Anılan Kanun’un 4. maddesinin gerekçesinde ise maddenin amacı bakımından anlaşmanın, Medeni Hukuk’un geçerlilik koşullarına uymasa bile tarafların kendilerini bağlı hissettikleri her türlü uzlaşma ya da uyuşma anlamında kullanıldığı, anlaşmanın yazılı veya sözlü olmasının bir öneminin olmadığı belirtilmiştir.

4054 Sayılı Kanun’un genel gerekçesinde; rekabetin sağlandığı bir piyasa ekonomisinde fiyat ve kâr göstergelerinin müdahalelerden uzak olarak belirleneceği; rekabetin, piyasa ekonomisinin işlerliğini sağlayan araç durumundaki bir süreç olduğu, rekabeti oluşturacak şartların bulunmaması durumunda piyasa ekonomisinin sağlıklı bir şekilde işlemesinin mümkün olamayacağı, bu sürecin sağlıklı işlemesini temin etmek bakımından teşebbüslerin rekabete aykırı fiil ve davranışlardan sakınması gerektiği belirtilmiştir.( Danıştay 13. Dairesi’nin 16.12.2015 Tarih ve 15/2624E-15/4608K. sayılı kararı)

4054 Sayılı Yasa’da özellikle zamanaşımına dair bir düzenleme bulunmamaktadır.

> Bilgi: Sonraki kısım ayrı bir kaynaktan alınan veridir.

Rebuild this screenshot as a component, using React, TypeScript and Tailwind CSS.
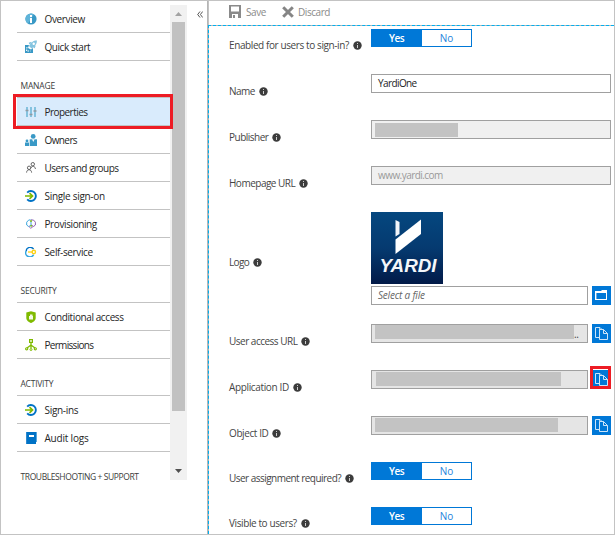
import type { ReactNode } from "react";

const OverviewIcon = () => (
  <svg width="12" height="12" viewBox="0 0 12 12">
    <circle cx="6" cy="6" r="5.6" fill="#3999c6" />
    <path d="M0.5 5A5.6 5.6 0 0 1 9 1.3L3 10.6A5.6 5.6 0 0 1 0.5 5Z" fill="#5fb4d9" />
    <rect x="5" y="2" width="2" height="2" fill="#fff" />
    <rect x="5" y="5" width="2" height="5" fill="#fff" />
  </svg>
);

const RocketIcon = () => (
  <svg width="12" height="13" viewBox="0 0 12 13">
    <path d="M0 5H4L3 8L6 9.5L8 8V13H0Z" fill="#3999c6" />
    <path d="M2 7L1.5 11L5.5 11" stroke="#fff" strokeWidth="1" strokeDasharray="1.5 1" fill="none" />
    <path d="M12 0.5C8 0.5 6 2.5 4 6L6.5 8.5C10 6.5 12 4 12 0.5Z" fill="#84c4e0" />
    <path d="M4 3.5L6.5 2.5M9 8L10 5.5" stroke="#84c4e0" strokeWidth="1.5" />
    <circle cx="8.7" cy="3.8" r="1.2" fill="#fff" />
  </svg>
);

const SlidersIcon = () => (
  <svg width="12" height="12" viewBox="0 0 12 12">
    <path d="M2 1V11M6 1V11M10 1V11" stroke="#84c2df" strokeWidth="2" />
    <path d="M0.5 4.5H3.5M4.5 8.5H7.5M8.5 5H11.5" stroke="#8f9ba3" strokeWidth="1.6" />
  </svg>
);

const OwnersIcon = () => (
  <svg width="12" height="12" viewBox="0 0 12 12">
    <circle cx="8.2" cy="2.4" r="2.4" fill="#3999c6" />
    <path d="M4.7 12V5.3H12V12Z" fill="#3999c6" />
    <path d="M7 5.2L8.3 8L9.6 5.2Z" fill="#fff" />
    <circle cx="2" cy="6.9" r="1.4" fill="#3999c6" />
    <path d="M0 12V8.5H4V12Z" fill="#3999c6" />
  </svg>
);

const UsersIcon = () => (
  <svg width="10" height="11" viewBox="0 0 10 11" fill="none" stroke="#555" strokeWidth="0.9">
    <circle cx="6.8" cy="2.2" r="1.7" />
    <path d="M5 6C5 3.8 9.4 3.6 9.4 7" />
    <circle cx="3.1" cy="5.8" r="1.7" />
    <path d="M0.6 10.6C0.6 6.8 5.6 6.8 5.6 10.6" />
  </svg>
);

const SignOnIcon = () => (
  <svg width="12" height="12" viewBox="0 0 12 12" fill="none">
    <path d="M2.2 2.6A5 5 0 1 1 2.2 9.4" stroke="#0072c6" strokeWidth="1.9" />
    <path d="M0 6H7M4.5 3.2L7.5 6L4.5 8.8" stroke="#7fba00" strokeWidth="1.7" />
  </svg>
);

const ProvisioningIcon = () => (
  <svg width="10" height="10" viewBox="0 0 10 10" fill="none" strokeWidth="1">
    <path d="M4.5 0.7L2.5 1.2L0.7 3.2V6L2.5 7.5L5 6.5V2" stroke="#3aa5dd" />
    <path d="M5 0.8L7.7 1.2L9.4 3.2V6L7.5 7.5L5.5 6" stroke="#8b5fb0" />
    <path d="M2.8 7.4L4.8 9.3L7.2 7.4" stroke="#9b6ab8" />
    <circle cx="5" cy="2" r="0.9" fill="#7fba00" />
    <circle cx="5.2" cy="6.8" r="0.9" fill="#7fba00" />
  </svg>
);

const SelfServiceIcon = () => (
  <svg width="12" height="10" viewBox="0 0 12 10" fill="none">
    <path d="M8.6 2.2A4 4 0 0 0 1.2 4.2" stroke="#0072c6" strokeWidth="1.3" />
    <path d="M1.1 4A4 4 0 0 0 8.6 7.6" stroke="#35a7e0" strokeWidth="1.5" />
    <path d="M3 5H8" stroke="#fcd116" strokeWidth="1.3" />
    <circle cx="8.8" cy="5" r="1.7" stroke="#fcd116" strokeWidth="1.4" />
  </svg>
);

const ShieldIcon = () => (
  <svg width="10" height="12" viewBox="0 0 10 12">
    <path d="M5 0.2L9.7 1.5V7C9.7 9.5 7 11.3 5 12C3 11.3 0.3 9.5 0.3 7V1.5Z" fill="#7fba00" />
    <path d="M3 5H4V3.5H6.5V5H7V8.5H3Z" fill="#fff" opacity="0.9" />
  </svg>
);

const PermissionsIcon = () => (
  <svg width="12" height="12" viewBox="0 0 12 12" fill="none" stroke="#7fba00">
    <rect x="4.6" y="0.6" width="2.8" height="2.8" strokeWidth="1.2" />
    <path d="M6 3.5V9M2 9L6 6L10 9" strokeWidth="1.3" />
    <circle cx="1.7" cy="9.8" r="1.1" strokeWidth="1.1" />
    <circle cx="6" cy="10.5" r="1" strokeWidth="1" />
    <circle cx="10.3" cy="9.8" r="1.1" strokeWidth="1.1" />
  </svg>
);

const BookIcon = () => (
  <svg width="11" height="12" viewBox="0 0 11 12">
    <rect width="10" height="12" fill="#0072c6" />
    <rect x="10" width="1" height="10" fill="#59a7dc" />
    <rect width="1" height="12" fill="#2c89cf" />
    <rect x="3" y="3" width="5" height="2" fill="#fff" />
  </svg>
);

const InfoDot = () => (
  <svg className="shrink-0" width="9" height="9" viewBox="0 0 9 9">
    <circle cx="4.5" cy="4.5" r="4.2" fill="#3c3c3c" />
    <path d="M4 2H5V3H4ZM4 4H5V7H4Z" fill="#fff" opacity="0.75" />
  </svg>
);

const SaveIcon = () => (
  <svg width="12" height="13" viewBox="0 0 12 13">
    <path d="M0 0H12V13H0ZM2 1.5V6.5H10V1.5ZM3 9V13H9V9Z" fillRule="evenodd" fill="#8a8a8a" />
    <rect x="4" y="10" width="2" height="3" fill="#8a8a8a" />
  </svg>
);

const DiscardIcon = () => (
  <svg width="12" height="12" viewBox="0 0 12 12">
    <path d="M1.2 1.2L10.8 10.8M10.8 1.2L1.2 10.8" stroke="#858585" strokeWidth="3" />
  </svg>
);

const FolderIcon = () => (
  <svg width="13" height="11" viewBox="0 0 13 11">
    <path d="M0 1H6L7 0H12V10H0Z" fill="#fff" />
    <rect x="1" y="3" width="10" height="6" fill="#0078d7" />
    <rect x="1" y="3" width="1" height="6" fill="#66aee7" />
  </svg>
);

const CopyIcon = () => (
  <svg width="13" height="13" viewBox="0 0 13 13" fill="none" stroke="#cde4f8" strokeWidth="1">
    <path d="M4 10.5H0.5V0.5H5L7.5 3" />
    <path d="M4.5 0.5V3" strokeWidth="0.8" />
    <path d="M4.5 12.5V2.5H8.5L12.5 6.5V12.5Z" fill="#0078d7" />
    <path d="M8.5 2.5V6.5H12.5" />
  </svg>
);

type Item = { label: string; icon: ReactNode; active?: boolean; track: string };

function MenuItem({ label, icon, active, track }: Item) {
  return (
    <div className={`flex h-7 items-center border-b border-[#c3c3c3] ${active ? "bg-[#d9ebfc]" : ""}`}>
      <span className="ml-2 flex w-3 justify-center">{icon}</span>
      <span className={`ml-[7.5px] pt-px text-[10px] leading-none whitespace-nowrap text-[#252525] ${track}`}>
        {label}
      </span>
    </div>
  );
}

function SectionTitle({ children, last, track }: { children: ReactNode; last?: boolean; track: string }) {
  return (
    <div
      className={`h-[37px] pt-[19px] pl-[3.5px] text-[8.5px] leading-[11px] whitespace-nowrap text-[#3c3c3c] ${
        last ? "" : "border-b border-[#c3c3c3]"
      } ${track}`}
    >
      {children}
    </div>
  );
}

function Sidebar() {
  return (
    <aside className="flex w-[206px] shrink-0 items-start pt-1 pl-4">
      <nav className="relative w-[153px]">
        <MenuItem label="Overview" icon={<OverviewIcon />} track="tracking-[-0.36px]" />
        <MenuItem label="Quick start" icon={<RocketIcon />} track="tracking-[-0.45px]" />
        <SectionTitle track="tracking-[-0.2px]">MANAGE</SectionTitle>
        <MenuItem label="Properties" icon={<SlidersIcon />} track="tracking-[-0.55px]" active />
        <MenuItem label="Owners" icon={<OwnersIcon />} track="tracking-[-0.6px]" />
        <MenuItem label="Users and groups" icon={<UsersIcon />} track="tracking-[-0.5px]" />
        <MenuItem label="Single sign-on" icon={<SignOnIcon />} track="tracking-[-0.3px]" />
        <MenuItem label="Provisioning" icon={<ProvisioningIcon />} track="tracking-[-0.4px]" />
        <MenuItem label="Self-service" icon={<SelfServiceIcon />} track="tracking-[-0.36px]" />
        <SectionTitle track="tracking-[-0.25px]">SECURITY</SectionTitle>
        <MenuItem label="Conditional access" icon={<ShieldIcon />} track="tracking-[-0.4px]" />
        <MenuItem label="Permissions" icon={<PermissionsIcon />} track="tracking-[-0.7px]" />
        <SectionTitle track="tracking-[-0.25px]">ACTIVITY</SectionTitle>
        <MenuItem label="Sign-ins" icon={<SignOnIcon />} track="tracking-[-0.3px]" />
        <MenuItem label="Audit logs" icon={<BookIcon />} track="tracking-[-0.2px]" />
        <SectionTitle track="tracking-[-0.4px]" last>
          TROUBLESHOOTING + SUPPORT
        </SectionTitle>
        <div className="absolute top-[89px] -left-1 z-10 h-[35px] w-[160px] border-3 border-[#ed1c24]" />
      </nav>
      <div className="flex h-[475px] w-[17px] flex-col items-center bg-[#f1f1f1]">
        <svg width="17" height="17" viewBox="0 0 17 17">
          <path d="M5 11L8.5 7L12 11Z" fill="#a3a3a3" />
        </svg>
        <div className="h-[389px] w-[13px] bg-[#c1c1c1]" />
        <svg className="mt-auto" width="17" height="17" viewBox="0 0 17 17">
          <path d="M5 6L8.5 10L12 6Z" fill="#505050" />
        </svg>
      </div>
      <svg className="mt-[6px] ml-[10px]" width="6" height="7" viewBox="0 0 6 7" fill="none" stroke="#444" strokeWidth="0.9">
        <path d="M3 0.5L0.7 3.5L3 6.5M5.7 0.5L3.4 3.5L5.7 6.5" />
      </svg>
    </aside>
  );
}

function Toggle() {
  return (
    <div className="flex h-[18px] w-[101px] border border-[#0078d7] leading-[17px]">
      <span className="w-[50px] bg-[#0078d7] pr-px text-center text-[10px] font-semibold tracking-[-0.5px] text-white">
        Yes
      </span>
      <span className="flex-1 text-center text-[10px] text-[#1e83dc]">No</span>
    </div>
  );
}

function Field({ className, children }: { className: string; children?: ReactNode }) {
  return <div className={`flex h-[19px] border border-[#a0a0a0] ${className}`}>{children}</div>;
}

function BlueButton({ children }: { children: ReactNode }) {
  return <div className="flex size-[19px] items-center justify-center bg-[#0078d7]">{children}</div>;
}

function Row({
  label,
  height,
  labelTop = "pt-[10px]",
  track,
  children,
}: {
  label: string;
  height: string;
  labelTop?: string;
  track: string;
  children: ReactNode;
}) {
  return (
    <div className={`flex items-start pl-5 ${height}`}>
      <div className={`flex w-[142px] shrink-0 items-center gap-1 ${labelTop}`}>
        <span className={`text-[10px] leading-[15px] whitespace-nowrap text-[#454545] ${track}`}>{label}</span>
        <InfoDot />
      </div>
      {children}
    </div>
  );
}

function Toolbar() {
  return (
    <div className="flex h-[24px] items-center pb-[3px] pl-5 text-[10px] leading-none tracking-[-0.45px] text-[#8a8a8a]">
      <SaveIcon />
      <span className="ml-[5px] w-[20px]">Save</span>
      <span className="ml-4">
        <DiscardIcon />
      </span>
      <span className="ml-1">Discard</span>
    </div>
  );
}

function YardiLogo() {
  return (
    <svg width="72" height="72" viewBox="0 0 72 72">
      <defs>
        <linearGradient id="navy" x1="0" y1="0" x2="0" y2="1">
          <stop offset="0" stopColor="#05477f" />
          <stop offset="0.5" stopColor="#053a70" />
          <stop offset="1" stopColor="#021a48" />
        </linearGradient>
      </defs>
      <rect width="72" height="72" fill="url(#navy)" />
      <path d="M24.5 8L28.5 10V22L24.5 24.5Z" fill="#f2f5fa" />
      <path d="M50 7.5V22L24.5 42V27.5Z" fill="#fff" />
      <text
        x="8.5"
        y="60"
        textLength="57"
        lengthAdjust="spacingAndGlyphs"
        fontFamily="'Liberation Sans', sans-serif"
        fontWeight="700"
        fontStyle="italic"
        fontSize="18"
        fill="#f4f6fa"
      >
        YARDI
      </text>
    </svg>
  );
}

function Properties() {
  return (
    <main className="h-full bg-white pt-[3px]">
      <Row label="Enabled for users to sign-in?" height="h-[45px]" labelTop="pt-[9px]" track="tracking-[-0.4px]">
        <Toggle />
      </Row>
      <Row label="Name" height="h-[46px]" track="tracking-[-0.5px]">
        <Field className="w-[240px] items-center bg-white pl-[6px] text-[10px] tracking-[-0.6px] text-[#222]">
          YardiOne
        </Field>
      </Row>
      <Row label="Publisher" height="h-[46px]" track="tracking-[-0.5px]">
        <Field className="w-[240px] bg-[#f0f0f0] pt-[2px] pl-[3px]">
          <div className="h-[14px] w-[83px] bg-[#c3c3c3]" />
        </Field>
      </Row>
      <Row label="Homepage URL" height="h-[46px]" track="tracking-[-0.5px]">
        <Field className="w-[240px] items-center bg-[#f0f0f0] pl-[6px] text-[10px] tracking-[-0.55px] text-[#999]">
          www.yardi.com
        </Field>
      </Row>
      <Row label="Logo" height="h-[112px]" labelTop="pt-[43px]" track="tracking-[-0.6px]">
        <div className="flex flex-col gap-[2px]">
          <YardiLogo />
          <div className="flex gap-1">
            <Field className="w-[217px] items-center bg-white pl-[6px] text-[10px] tracking-[-0.2px] text-[#666] italic">
              Select a file
            </Field>
            <BlueButton>
              <FolderIcon />
            </BlueButton>
          </div>
        </div>
      </Row>
      <Row label="User access URL" height="h-[46px]" track="tracking-[-0.5px]">
        <div className="flex gap-1">
          <Field className="w-[217px] bg-[#e5e5e5] pl-[3px] text-[10px] leading-[18px] text-[#444]">
            <div className="h-[14px] w-[199px] bg-[#c3c3c3]" />
            <span className="tracking-[-0.5px]">..</span>
          </Field>
          <BlueButton>
            <CopyIcon />
          </BlueButton>
        </div>
      </Row>
      <Row label="Application ID" height="h-[46px]" track="tracking-[-0.36px]">
        <div className="flex gap-1">
          <Field className="w-[217px] bg-[#e5e5e5] pt-px pl-[4px]">
            <div className="h-[14px] w-[185px] bg-[#c3c3c3]" />
          </Field>
          <div className="relative">
            <BlueButton>
              <CopyIcon />
            </BlueButton>
            <div className="absolute -top-1 -left-[2px] h-[23px] w-[21px] border-3 border-[#ed1c24]" />
          </div>
        </div>
      </Row>
      <Row label="Object ID" height="h-[46px]" track="tracking-[-0.4px]">
        <div className="flex gap-1">
          <Field className="w-[217px] bg-[#e5e5e5] pt-px pl-[3px]">
            <div className="h-[14px] w-[183px] bg-[#c3c3c3]" />
          </Field>
          <BlueButton>
            <CopyIcon />
          </BlueButton>
        </div>
      </Row>
      <Row label="User assignment required?" height="h-[45px]" labelTop="pt-[9px]" track="tracking-[-0.53px]">
        <Toggle />
      </Row>
      <Row label="Visible to users?" height="h-[26px]" labelTop="pt-[9px]" track="tracking-[-0.4px]">
        <Toggle />
      </Row>
    </main>
  );
}

export default function App() {
  return (
    <div className="flex h-[535px] w-[615px] overflow-hidden border border-[#c3c3c3] bg-white font-['Open_Sans','Noto_Sans',sans-serif]">
      <Sidebar />
      <div className="flex min-w-0 flex-1 flex-col border-l border-[#b5b5b5]">
        <div className="border-l border-[#c3c3c3]">
          <Toolbar />
        </div>
        <div className="flex-1 border-t border-l border-dashed border-[#00b0f0] bg-[#b5b5b5]">
          <Properties />
        </div>
      </div>
    </div>
  );
}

Bu nedenle Borçlar Kanunu’ndaki zamanaşımı süreleri ile diğer ilgili mevzuat hükümlerindeki zamanaşımı süreleri uygulanmaktadır.

Sonuç olarak, en genel tanımı ile haksız fiilin öğrenildiği tarihten itibaren 1 yıl ve her halde 10 yıllık zamanaşımı sürelerinin gerçek veya tüzel kişilerce dikkate alınarak, uğradıkları zararların tazminini talep etmeleri gerekmektedir.